Mrs Mataruse said that this was not her first time to experience the pain of such a disaster for her grandmother was left homeless from the same incidence last year.
Environmentalists are conducting research to find out why Hurungwe District is having a chain of veld fires.

The veld fires have since caught the attention of chiefs, who are empowered to deal with those who cause them.
Chief Ngungumbane of Mwenezi said that veld fires were mainly confined to large resettlement areas and were started by illegal gold panners.
He said that to overcome the bad habit, punitive measures have to be in place.
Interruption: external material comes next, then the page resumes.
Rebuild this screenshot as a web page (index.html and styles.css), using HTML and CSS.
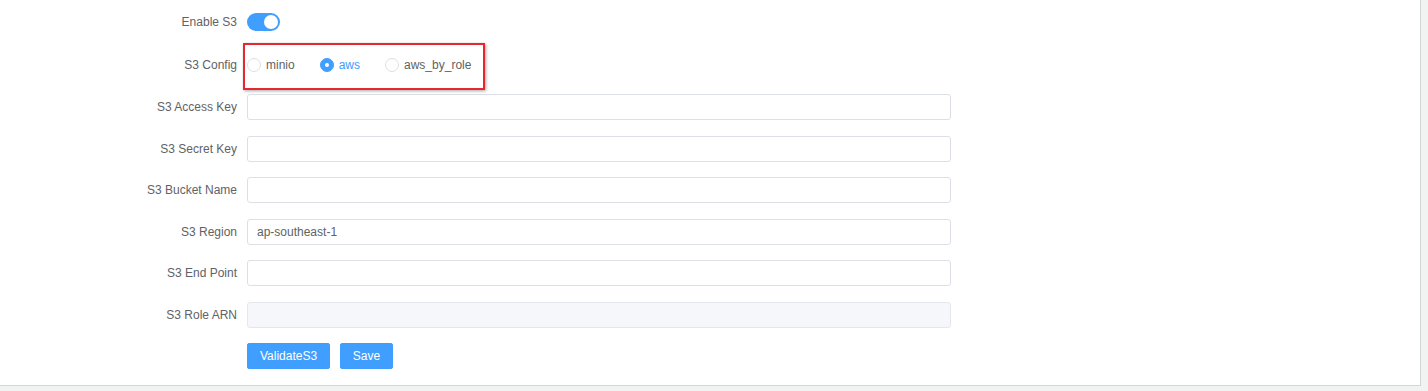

“People are receiving adequate information from all the responsible authorities such as EMA, Forestry Commission and traditional leaders, but ignorance has led to a lot of destruction,” said Chief Ngungumbane.
EMA has this year carried out at least 470 fire awareness campaigns nationwide and 172 community-based fire-fighting committees were trained.
School debates on fire awareness were also held throughout the country involving 80 schools, with 400 traditional leaders being trained in law enforcement.
Environmental sub-committee member from Chinhoyi Mrs Tanatswa Mahonda said that the community should keep an eye on those who start veld fires.
She said veld fires usually lead to other people’s misery.

“Nothing has happened to those who started veld fires in the past since they were not identified and, who knows, more disaster might still come,” she said.
EMA officials believe that there is a habit of ignorance among the community in assisting in the stopping of veld fires.
The authorities have a huge task in stopping people from starting veld fires.
This is mostly because those who start the veld fires do it in secluded areas where they would never be identified.
Yet the authorities cannot stand by and watch the veld fires destroy lives, property and the environment.
More needs to be done to reduce the incidence of wild fires.